▸ Set problem:
Leave out the pictures and repeat the rest of the material exactly.

● ● ●

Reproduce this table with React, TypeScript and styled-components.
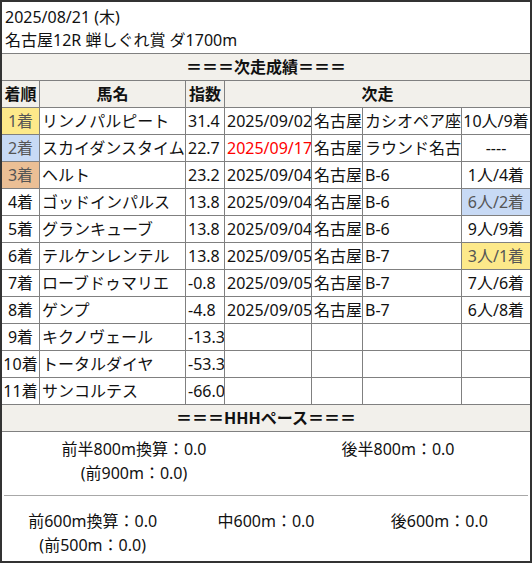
import React from "react";
import styled, { createGlobalStyle } from "styled-components";

const Global = createGlobalStyle`
  html, body { margin: 0; padding: 0; background: #fff; }
  body { font-family: "Noto Sans", "Noto Sans CJK JP", sans-serif; color: #111; }
`;

const Frame = styled.div`
  box-sizing: border-box;
  width: 532px;
  height: 563px;
  border: 2px solid #333;
  background: #fff;
  font-size: 16px;
  overflow: hidden;
`;

const Title = styled.div`
  height: 51px;
  box-sizing: border-box;
  padding: 4px 0 0 3px;
  line-height: 23px;
`;

const Grid = styled.div`
  display: grid;
  grid-template-columns: 37px 145px 38px 86px 50px 98px 1fr;
  grid-auto-rows: 26px;
  gap: 1px;
  padding: 1px 0;
  background: #808080;
`;

type Tone = "gold" | "silver" | "bronze" | undefined;
const toneBg = (t: Tone) =>
  t === "gold" ? "#fde98a" : t === "silver" ? "#c8daf5" : t === "bronze" ? "#ebbf95" : "#fff";

const Cell = styled.div<{ $align?: "left" | "center"; $tone?: Tone; $span?: string; $red?: boolean }>`
  background: ${(p) => toneBg(p.$tone)};
  color: ${(p) => (p.$red ? "#f00" : p.$tone ? "#555" : "#111")};
  grid-column: ${(p) => p.$span ?? "auto"};
  display: flex;
  align-items: center;
  justify-content: ${(p) => (p.$align === "center" ? "center" : "flex-start")};
  padding: 0 2px;
  white-space: nowrap;
  overflow: hidden;
  line-height: 26px;
`;

const HeadCell = styled(Cell)`
  background: #f2f0eb;
  font-weight: bold;
  color: #111;
`;

const SectionHead = styled.div`
  height: 26px;
  line-height: 26px;
  background: #f2f0eb;
  border-bottom: 1px solid #808080;
  text-align: center;
  font-weight: bold;
`;

const PaceRow = styled.div<{ $cols: number; $h: number; $pt: number }>`
  display: grid;
  grid-template-columns: repeat(${(p) => p.$cols}, 1fr);
  height: ${(p) => p.$h}px;
  box-sizing: border-box;
  padding: ${(p) => p.$pt}px ${(p) => (p.$cols === 3 ? 4 : 0)}px 0;
  line-height: 24px;
  text-align: center;
`;

const PaceItem = styled.div`
  display: flex;
  flex-direction: column;
  align-items: center;
  white-space: nowrap;
`;

const Divider = styled.div`
  height: 1px;
  margin: 0 2px;
  background: #a8a8a8;
`;

type Row = {
  rank: string;
  tone?: Tone;
  name: string;
  idx: string;
  date?: string;
  red?: boolean;
  place?: string;
  race?: string;
  result?: string;
  resTone?: Tone;
};

const rows: Row[] = [
  { rank: "1着", tone: "gold", name: "リンノパルピート", idx: "31.4", date: "2025/09/02", place: "名古屋", race: "カシオペア座", result: "10人/9着" },
  { rank: "2着", tone: "silver", name: "スカイダンスタイム", idx: "22.7", date: "2025/09/17", red: true, place: "名古屋", race: "ラウンド名古", result: "----" },
  { rank: "3着", tone: "bronze", name: "ヘルト", idx: "23.2", date: "2025/09/04", place: "名古屋", race: "B-6", result: "1人/4着" },
  { rank: "4着", name: "ゴッドインパルス", idx: "13.8", date: "2025/09/04", place: "名古屋", race: "B-6", result: "6人/2着", resTone: "silver" },
  { rank: "5着", name: "グランキューブ", idx: "13.8", date: "2025/09/04", place: "名古屋", race: "B-6", result: "9人/9着" },
  { rank: "6着", name: "テルケンレンテル", idx: "13.8", date: "2025/09/05", place: "名古屋", race: "B-7", result: "3人/1着", resTone: "gold" },
  { rank: "7着", name: "ローブドゥマリエ", idx: "-0.8", date: "2025/09/05", place: "名古屋", race: "B-7", result: "7人/6着" },
  { rank: "8着", name: "ゲンプ", idx: "-4.8", date: "2025/09/05", place: "名古屋", race: "B-7", result: "6人/8着" },
  { rank: "9着", name: "キクノヴェール", idx: "-13.3" },
  { rank: "10着", name: "トータルダイヤ", idx: "-53.3" },
  { rank: "11着", name: "サンコルテス", idx: "-66.0" },
];

export default function App() {
  return (
    <>
      <Global />
      <Frame>
        <Title>
          <div>2025/08/21 (木)</div>
          <div>名古屋12R 蝉しぐれ賞 ダ1700m</div>
        </Title>
        <Grid>
          <HeadCell $span="1 / -1" $align="center">＝＝＝次走成績＝＝＝</HeadCell>
          <HeadCell $align="center">着順</HeadCell>
          <HeadCell $align="center">馬名</HeadCell>
          <HeadCell $align="center">指数</HeadCell>
          <HeadCell $span="4 / -1" $align="center">次走</HeadCell>
          {rows.map((r) => (
            <React.Fragment key={r.rank}>
              <Cell $align="center" $tone={r.tone}>{r.rank}</Cell>
              <Cell>{r.name}</Cell>
              <Cell>{r.idx}</Cell>
              <Cell $red={r.red}>{r.date ?? ""}</Cell>
              <Cell>{r.place ?? ""}</Cell>
              <Cell>{r.race ?? ""}</Cell>
              <Cell $align="center" $tone={r.resTone}>{r.result ?? ""}</Cell>
            </React.Fragment>
          ))}
        </Grid>
        <SectionHead>＝＝＝HHHペース＝＝＝</SectionHead>
        <PaceRow $cols={2} $h={63} $pt={5}>
          <PaceItem>
            <span>前半800m換算：0.0</span>
            <span>(前900m：0.0)</span>
          </PaceItem>
          <PaceItem>
            <span>後半800m：0.0</span>
          </PaceItem>
        </PaceRow>
        <Divider />
        <PaceRow $cols={3} $h={65} $pt={13}>
          <PaceItem>
            <span>前600m換算：0.0</span>
            <span>(前500m：0.0)</span>
          </PaceItem>
          <PaceItem>
            <span>中600m：0.0</span>
          </PaceItem>
          <PaceItem>
            <span>後600m：0.0</span>
          </PaceItem>
        </PaceRow>
      </Frame>
    </>
  );
}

● ● ●

▸ Right answer:
Reproduce this table with React, TypeScript and styled-components.
import React from "react";
import styled, { createGlobalStyle } from "styled-components";

const Global = createGlobalStyle`
  html, body { margin: 0; padding: 0; background: #fff; }
  body { font-family: "Noto Sans", "Noto Sans CJK JP", sans-serif; color: #111; }
`;

const Frame = styled.div`
  box-sizing: border-box;
  width: 532px;
  height: 563px;
  border: 2px solid #333;
  background: #fff;
  font-size: 16px;
  overflow: hidden;
`;

const Title = styled.div`
  height: 51px;
  box-sizing: border-box;
  padding: 4px 0 0 3px;
  line-height: 23px;
`;

const Grid = styled.div`
  display: grid;
  grid-template-columns: 37px 145px 38px 86px 50px 98px 1fr;
  grid-auto-rows: 26px;
  gap: 1px;
  padding: 1px 0;
  background: #808080;
`;

type Tone = "gold" | "silver" | "bronze" | undefined;
const toneBg = (t: Tone) =>
  t === "gold" ? "#fde98a" : t === "silver" ? "#c8daf5" : t === "bronze" ? "#ebbf95" : "#fff";

const Cell = styled.div<{ $align?: "left" | "center"; $tone?: Tone; $span?: string; $red?: boolean }>`
  background: ${(p) => toneBg(p.$tone)};
  color: ${(p) => (p.$red ? "#f00" : p.$tone ? "#555" : "#111")};
  grid-column: ${(p) => p.$span ?? "auto"};
  display: flex;
  align-items: center;
  justify-content: ${(p) => (p.$align === "center" ? "center" : "flex-start")};
  padding: 0 2px;
  white-space: nowrap;
  overflow: hidden;
  line-height: 26px;
`;

const HeadCell = styled(Cell)`
  background: #f2f0eb;
  font-weight: bold;
  color: #111;
`;

const SectionHead = styled.div`
  height: 26px;
  line-height: 26px;
  background: #f2f0eb;
  border-bottom: 1px solid #808080;
  text-align: center;
  font-weight: bold;
`;

const PaceRow = styled.div<{ $cols: number; $h: number; $pt: number }>`
  display: grid;
  grid-template-columns: repeat(${(p) => p.$cols}, 1fr);
  height: ${(p) => p.$h}px;
  box-sizing: border-box;
  padding: ${(p) => p.$pt}px ${(p) => (p.$cols === 3 ? 4 : 0)}px 0;
  line-height: 24px;
  text-align: center;
`;

const PaceItem = styled.div`
  display: flex;
  flex-direction: column;
  align-items: center;
  white-space: nowrap;
`;

const Divider = styled.div`
  height: 1px;
  margin: 0 2px;
  background: #a8a8a8;
`;

type Row = {
  rank: string;
  tone?: Tone;
  name: string;
  idx: string;
  date?: string;
  red?: boolean;
  place?: string;
  race?: string;
  result?: string;
  resTone?: Tone;
};

const rows: Row[] = [
  { rank: "1着", tone: "gold", name: "リンノパルピート", idx: "31.4", date: "2025/09/02", place: "名古屋", race: "カシオペア座", result: "10人/9着" },
  { rank: "2着", tone: "silver", name: "スカイダンスタイム", idx: "22.7", date: "2025/09/17", red: true, place: "名古屋", race: "ラウンド名古", result: "----" },
  { rank: "3着", tone: "bronze", name: "ヘルト", idx: "23.2", date: "2025/09/04", place: "名古屋", race: "B-6", result: "1人/4着" },
  { rank: "4着", name: "ゴッドインパルス", idx: "13.8", date: "2025/09/04", place: "名古屋", race: "B-6", result: "6人/2着", resTone: "silver" },
  { rank: "5着", name: "グランキューブ", idx: "13.8", date: "2025/09/04", place: "名古屋", race: "B-6", result: "9人/9着" },
  { rank: "6着", name: "テルケンレンテル", idx: "13.8", date: "2025/09/05", place: "名古屋", race: "B-7", result: "3人/1着", resTone: "gold" },
  { rank: "7着", name: "ローブドゥマリエ", idx: "-0.8", date: "2025/09/05", place: "名古屋", race: "B-7", result: "7人/6着" },
  { rank: "8着", name: "ゲンプ", idx: "-4.8", date: "2025/09/05", place: "名古屋", race: "B-7", result: "6人/8着" },
  { rank: "9着", name: "キクノヴェール", idx: "-13.3" },
  { rank: "10着", name: "トータルダイヤ", idx: "-53.3" },
  { rank: "11着", name: "サンコルテス", idx: "-66.0" },
];

export default function App() {
  return (
    <>
      <Global />
      <Frame>
        <Title>
          <div>2025/08/21 (木)</div>
          <div>名古屋12R 蝉しぐれ賞 ダ1700m</div>
        </Title>
        <Grid>
          <HeadCell $span="1 / -1" $align="center">＝＝＝次走成績＝＝＝</HeadCell>
          <HeadCell $align="center">着順</HeadCell>
          <HeadCell $align="center">馬名</HeadCell>
          <HeadCell $align="center">指数</HeadCell>
          <HeadCell $span="4 / -1" $align="center">次走</HeadCell>
          {rows.map((r) => (
            <React.Fragment key={r.rank}>
              <Cell $align="center" $tone={r.tone}>{r.rank}</Cell>
              <Cell>{r.name}</Cell>
              <Cell>{r.idx}</Cell>
              <Cell $red={r.red}>{r.date ?? ""}</Cell>
              <Cell>{r.place ?? ""}</Cell>
              <Cell>{r.race ?? ""}</Cell>
              <Cell $align="center" $tone={r.resTone}>{r.result ?? ""}</Cell>
            </React.Fragment>
          ))}
        </Grid>
        <SectionHead>＝＝＝HHHペース＝＝＝</SectionHead>
        <PaceRow $cols={2} $h={63} $pt={5}>
          <PaceItem>
            <span>前半800m換算：0.0</span>
            <span>(前900m：0.0)</span>
          </PaceItem>
          <PaceItem>
            <span>後半800m：0.0</span>
          </PaceItem>
        </PaceRow>
        <Divider />
        <PaceRow $cols={3} $h={65} $pt={13}>
          <PaceItem>
            <span>前600m換算：0.0</span>
            <span>(前500m：0.0)</span>
          </PaceItem>
          <PaceItem>
            <span>中600m：0.0</span>
          </PaceItem>
          <PaceItem>
            <span>後600m：0.0</span>
          </PaceItem>
        </PaceRow>
      </Frame>
    </>
  );
}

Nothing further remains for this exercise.